## Task statement
Without the pictures, reproduce the records that follow exactly.

## Material supplied

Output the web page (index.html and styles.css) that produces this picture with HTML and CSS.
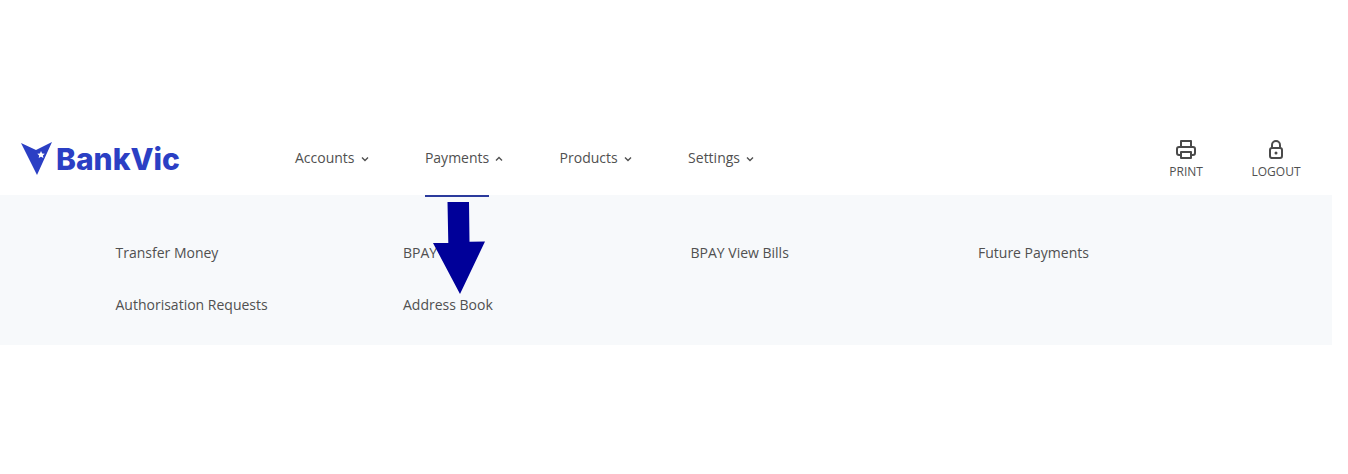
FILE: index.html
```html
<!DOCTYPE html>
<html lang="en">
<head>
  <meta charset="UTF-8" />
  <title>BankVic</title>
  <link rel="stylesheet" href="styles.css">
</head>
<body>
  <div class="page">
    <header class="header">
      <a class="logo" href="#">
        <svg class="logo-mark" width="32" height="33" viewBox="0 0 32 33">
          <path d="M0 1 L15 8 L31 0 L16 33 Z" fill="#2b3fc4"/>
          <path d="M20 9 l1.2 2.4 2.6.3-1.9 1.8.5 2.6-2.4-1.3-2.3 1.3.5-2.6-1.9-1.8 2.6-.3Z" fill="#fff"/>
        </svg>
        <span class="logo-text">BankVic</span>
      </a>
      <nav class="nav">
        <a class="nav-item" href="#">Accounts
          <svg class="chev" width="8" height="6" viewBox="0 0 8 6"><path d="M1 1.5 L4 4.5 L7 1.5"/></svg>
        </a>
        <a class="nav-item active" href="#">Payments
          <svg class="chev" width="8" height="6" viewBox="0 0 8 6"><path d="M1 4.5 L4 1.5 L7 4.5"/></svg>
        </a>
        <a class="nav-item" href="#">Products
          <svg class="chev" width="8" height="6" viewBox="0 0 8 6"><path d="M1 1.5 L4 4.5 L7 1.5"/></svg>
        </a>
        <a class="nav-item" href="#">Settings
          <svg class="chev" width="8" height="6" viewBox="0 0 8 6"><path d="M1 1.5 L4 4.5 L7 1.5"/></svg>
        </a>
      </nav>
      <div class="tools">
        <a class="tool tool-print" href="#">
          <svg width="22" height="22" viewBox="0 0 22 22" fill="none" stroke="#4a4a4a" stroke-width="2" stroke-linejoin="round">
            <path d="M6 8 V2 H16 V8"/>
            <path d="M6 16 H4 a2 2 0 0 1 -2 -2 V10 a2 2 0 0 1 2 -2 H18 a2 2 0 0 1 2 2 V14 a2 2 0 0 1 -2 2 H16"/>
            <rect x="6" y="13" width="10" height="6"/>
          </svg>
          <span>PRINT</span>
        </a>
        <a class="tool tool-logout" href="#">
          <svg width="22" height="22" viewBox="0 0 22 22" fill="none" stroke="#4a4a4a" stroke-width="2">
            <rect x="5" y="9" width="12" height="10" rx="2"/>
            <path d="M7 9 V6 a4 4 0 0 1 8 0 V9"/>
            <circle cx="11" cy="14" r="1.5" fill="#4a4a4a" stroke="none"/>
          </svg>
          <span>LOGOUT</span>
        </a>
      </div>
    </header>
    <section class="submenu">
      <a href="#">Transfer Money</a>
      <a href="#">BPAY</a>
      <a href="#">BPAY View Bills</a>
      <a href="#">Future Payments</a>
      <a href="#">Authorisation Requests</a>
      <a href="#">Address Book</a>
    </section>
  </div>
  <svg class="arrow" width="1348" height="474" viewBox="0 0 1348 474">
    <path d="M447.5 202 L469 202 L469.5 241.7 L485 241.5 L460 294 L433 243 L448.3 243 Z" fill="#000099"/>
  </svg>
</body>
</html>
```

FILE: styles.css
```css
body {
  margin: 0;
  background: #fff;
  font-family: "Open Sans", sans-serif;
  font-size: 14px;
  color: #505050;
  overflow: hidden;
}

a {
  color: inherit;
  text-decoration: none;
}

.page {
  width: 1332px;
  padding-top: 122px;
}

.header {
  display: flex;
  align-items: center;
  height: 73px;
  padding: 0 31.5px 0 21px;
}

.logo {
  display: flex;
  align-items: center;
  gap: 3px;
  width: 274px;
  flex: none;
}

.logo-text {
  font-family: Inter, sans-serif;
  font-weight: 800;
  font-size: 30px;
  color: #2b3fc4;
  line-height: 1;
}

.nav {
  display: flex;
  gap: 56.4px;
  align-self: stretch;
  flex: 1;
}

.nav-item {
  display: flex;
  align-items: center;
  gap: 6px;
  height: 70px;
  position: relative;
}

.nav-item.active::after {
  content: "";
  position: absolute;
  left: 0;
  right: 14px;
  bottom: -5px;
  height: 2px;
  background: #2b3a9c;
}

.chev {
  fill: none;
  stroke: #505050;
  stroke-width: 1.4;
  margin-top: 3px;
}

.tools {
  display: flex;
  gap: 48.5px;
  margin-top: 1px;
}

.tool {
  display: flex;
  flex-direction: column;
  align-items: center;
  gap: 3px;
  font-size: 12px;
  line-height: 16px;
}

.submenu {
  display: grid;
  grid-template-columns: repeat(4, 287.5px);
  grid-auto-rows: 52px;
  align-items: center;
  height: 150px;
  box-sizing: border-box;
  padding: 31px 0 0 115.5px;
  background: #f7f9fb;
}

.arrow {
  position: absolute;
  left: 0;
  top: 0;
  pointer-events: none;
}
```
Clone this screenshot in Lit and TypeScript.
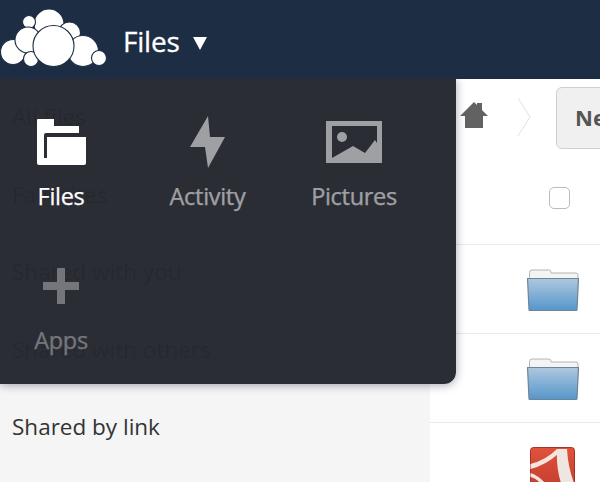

## Expected output
Output the web page (index.html and styles.css) that produces this picture with HTML and CSS.
FILE: index.html
```html
<!DOCTYPE html>
<html lang="en">
<head>
  <meta charset="UTF-8" />
  <title>BankVic</title>
  <link rel="stylesheet" href="styles.css">
</head>
<body>
  <div class="page">
    <header class="header">
      <a class="logo" href="#">
        <svg class="logo-mark" width="32" height="33" viewBox="0 0 32 33">
          <path d="M0 1 L15 8 L31 0 L16 33 Z" fill="#2b3fc4"/>
          <path d="M20 9 l1.2 2.4 2.6.3-1.9 1.8.5 2.6-2.4-1.3-2.3 1.3.5-2.6-1.9-1.8 2.6-.3Z" fill="#fff"/>
        </svg>
        <span class="logo-text">BankVic</span>
      </a>
      <nav class="nav">
        <a class="nav-item" href="#">Accounts
          <svg class="chev" width="8" height="6" viewBox="0 0 8 6"><path d="M1 1.5 L4 4.5 L7 1.5"/></svg>
        </a>
        <a class="nav-item active" href="#">Payments
          <svg class="chev" width="8" height="6" viewBox="0 0 8 6"><path d="M1 4.5 L4 1.5 L7 4.5"/></svg>
        </a>
        <a class="nav-item" href="#">Products
          <svg class="chev" width="8" height="6" viewBox="0 0 8 6"><path d="M1 1.5 L4 4.5 L7 1.5"/></svg>
        </a>
        <a class="nav-item" href="#">Settings
          <svg class="chev" width="8" height="6" viewBox="0 0 8 6"><path d="M1 1.5 L4 4.5 L7 1.5"/></svg>
        </a>
      </nav>
      <div class="tools">
        <a class="tool tool-print" href="#">
          <svg width="22" height="22" viewBox="0 0 22 22" fill="none" stroke="#4a4a4a" stroke-width="2" stroke-linejoin="round">
            <path d="M6 8 V2 H16 V8"/>
            <path d="M6 16 H4 a2 2 0 0 1 -2 -2 V10 a2 2 0 0 1 2 -2 H18 a2 2 0 0 1 2 2 V14 a2 2 0 0 1 -2 2 H16"/>
            <rect x="6" y="13" width="10" height="6"/>
          </svg>
          <span>PRINT</span>
        </a>
        <a class="tool tool-logout" href="#">
          <svg width="22" height="22" viewBox="0 0 22 22" fill="none" stroke="#4a4a4a" stroke-width="2">
            <rect x="5" y="9" width="12" height="10" rx="2"/>
            <path d="M7 9 V6 a4 4 0 0 1 8 0 V9"/>
            <circle cx="11" cy="14" r="1.5" fill="#4a4a4a" stroke="none"/>
          </svg>
          <span>LOGOUT</span>
        </a>
      </div>
    </header>
    <section class="submenu">
      <a href="#">Transfer Money</a>
      <a href="#">BPAY</a>
      <a href="#">BPAY View Bills</a>
      <a href="#">Future Payments</a>
      <a href="#">Authorisation Requests</a>
      <a href="#">Address Book</a>
    </section>
  </div>
  <svg class="arrow" width="1348" height="474" viewBox="0 0 1348 474">
    <path d="M447.5 202 L469 202 L469.5 241.7 L485 241.5 L460 294 L433 243 L448.3 243 Z" fill="#000099"/>
  </svg>
</body>
</html>
```

FILE: styles.css
```css
body {
  margin: 0;
  background: #fff;
  font-family: "Open Sans", sans-serif;
  font-size: 14px;
  color: #505050;
  overflow: hidden;
}

a {
  color: inherit;
  text-decoration: none;
}

.page {
  width: 1332px;
  padding-top: 122px;
}

.header {
  display: flex;
  align-items: center;
  height: 73px;
  padding: 0 31.5px 0 21px;
}

.logo {
  display: flex;
  align-items: center;
  gap: 3px;
  width: 274px;
  flex: none;
}

.logo-text {
  font-family: Inter, sans-serif;
  font-weight: 800;
  font-size: 30px;
  color: #2b3fc4;
  line-height: 1;
}

.nav {
  display: flex;
  gap: 56.4px;
  align-self: stretch;
  flex: 1;
}

.nav-item {
  display: flex;
  align-items: center;
  gap: 6px;
  height: 70px;
  position: relative;
}

.nav-item.active::after {
  content: "";
  position: absolute;
  left: 0;
  right: 14px;
  bottom: -5px;
  height: 2px;
  background: #2b3a9c;
}

.chev {
  fill: none;
  stroke: #505050;
  stroke-width: 1.4;
  margin-top: 3px;
}

.tools {
  display: flex;
  gap: 48.5px;
  margin-top: 1px;
}

.tool {
  display: flex;
  flex-direction: column;
  align-items: center;
  gap: 3px;
  font-size: 12px;
  line-height: 16px;
}

.submenu {
  display: grid;
  grid-template-columns: repeat(4, 287.5px);
  grid-auto-rows: 52px;
  align-items: center;
  height: 150px;
  box-sizing: border-box;
  padding: 31px 0 0 115.5px;
  background: #f7f9fb;
}

.arrow {
  position: absolute;
  left: 0;
  top: 0;
  pointer-events: none;
}
```
Clone this screenshot in Lit and TypeScript.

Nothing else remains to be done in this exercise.